I’m fortunate enough to work on an experienced team where we all have leadership qualities.
How do we make the most of it? One answer is retrospectives.
Retrospectives give everyone a voice: what do they think is the single most important challenge or opportunity facing the team.
For example:
- the challenge of maintaining lots of environments
- the opportunity of hot-desking – if everyone had a laptop
- trying a new javascript library
The problem with retrospectives
Retrospectives are sometimes seen as a chore. At Metro, we’re a bit prescriptive. People are expected to say one thing that went well, one thing that didn’t go well, and (optionally) a topic for further discussion.

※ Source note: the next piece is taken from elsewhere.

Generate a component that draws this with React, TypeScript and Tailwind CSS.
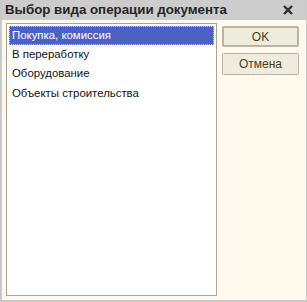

I suspect that this distracts from the real purpose of retrospectives.
Retrospectives 2.0
What if people just answer one question: What is the single most important challenge or opportunity facing the team?
How to make your point compelling
Make it a one-minute story.
1. Context (who, when, etc). Last week i was working on news feed for the redesign.
2a. Problem. I was having real problems uploading from Heroku to S3. I was banging my head against it for hours.
2b. Problem: what was tried? I read all the documentation and everything on Stack Overflow.
3a. Outcome. Hoque saw my frustration and paired up with me. We managed to figure it out in 10 minutes – it was a config issue but i’d been focused on the code.
3b. Outcome: lesson. Pairing is so much quicker – it stops you going down blind alleys. It avoids so much frustration.
It’s good to include emotion in the story!
How to make your point compelling, part 2
Focus on the story, not suggesting a course of action.
Above, for example, the story ended with the lesson “pairing is good”. It didn’t end with “we should all pair up more”.
Lastly…
The other way to make retrospectives more fun? Bring biscuits!